At 4:35 AM -0500 12/6/98, Michael Spencer wrote:

> <<snip>>
>
>The head of -- I forget -- the company responsible for the Bhopal
>disaster announced that he would devote the rest of his life to making
>it right insofar as it was possible.  A year or so later he and the
>company were back to business as usual and stonewalling support or
>compensation. Was his penitence authentic but evanescent, regretably
>evaporating in the putative rationality of the executive suite?  Or
>was it pure public opinion manipulation, calculated crisis management,
>epistemological engineering?  I dunno, but common sense says there's a
>limit to how much cognitive dissonance one can support before one's
>beliefs and personality absorb the values implicit in one's daily
>actions.

It was Union Carbide. Paul Hawken refers to this incident in The
Ecology of Commerce. It is my belief that the initial reaction was the
correct, human one, and that it was changed (very quickly-- much less
than a year) because the person was spokjen to by the corporation's
lawyers. That is one incident I had inb  ind when I said that
corporations (or thos who run them) were forced by the legal system to
act as though they had na "Antisocial Personality Disorder" even if
they would rather not. Another thin I had in mind was that Arne Naess
said in an interview I saw on TV that many corporate types told him
privately that they undrstood what he was saying and largely agreed
with him, but that if they tried to act in accordance with his
principles (of real sustainability) they would quickly be replaced by
people who did not share their values. They basically asked him if he
would rather corporations were run by people who knew better but acted
like sociopaths or by real sociopaths. I don't see as it makes much
difference.

I also believe that this is a recent phenomenon, or at least a recently
overt one. I thingk it is part of the culture of globalization. So long
as companies were small enough to have a real presence in the area
where their headquarters were, they acted to some degree as if they had
a real responsibility to long-time employees and a stake in the
community. It is certainly possibele to question the sincerity of these
positions, but they received more than lip service, and I believe that
they were part of the emotional make up of many executives. Today, all
pretence is gone and they act quite openly like hit men, and are
applauded by "investors"-- i.e. bankers and money managers whose own
performance is rated also excluisively with respect to return on
investment. It is a very sick and profoudly "unsustainable" situation.
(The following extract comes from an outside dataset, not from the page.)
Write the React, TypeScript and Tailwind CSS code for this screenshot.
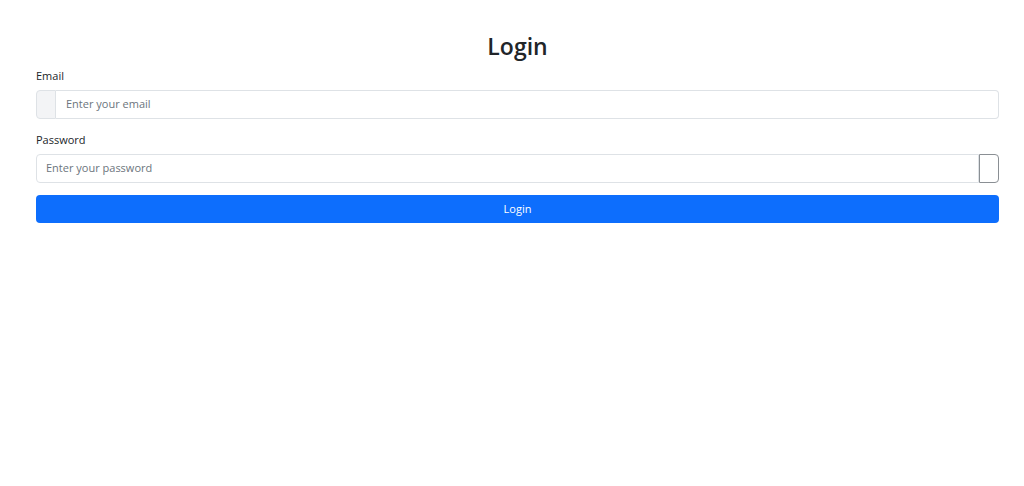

I see several countercurrents at work: I hear that the ambitious young
are little interested in jobs (having seen so many of their elders
thrown to the wolves), preferring to make their own businesses. A lot
are doing techy things. The rise of MLM and direct marketing also makes
personal businesses possible for many who would not otherwise have the
necessary knowledge, as well as frustrating the many who fail at them.
There is also the always halting (why?) cooperative movement, credit
unions etc.

As corporations continue to downsize they have a smaller and smaller
direct constituency, and as people have less discretionary income they
are feeding the corporate maw less richly, which is part of the cause
of the global product glut and deflation. I still believe that we are
in the early stages of a worldwide depression which will change the
world as profoundly as the '30's depression did. We are also, as Jay
keeps pointing out, not far from noticing that there is a finite supply
of hydrocarbons on the planet. Then there are global warming, looming
water shortages (e.g. in the American midwest where the water table is
drying up as a result of agricultural waste) etc.

It will not be business as usual for long, and the more wasteful and
sociopathic we are the shorter it will be. Yet even I, looking out the
window at trees shrubs and even a few flowers have trouble grokking
what my mind tells me...



Caspar Davis
Victoria, B.C., Canada

A wall of infinite dimension stands before the course of human evolution.
It is the finitude of the earth and its resources.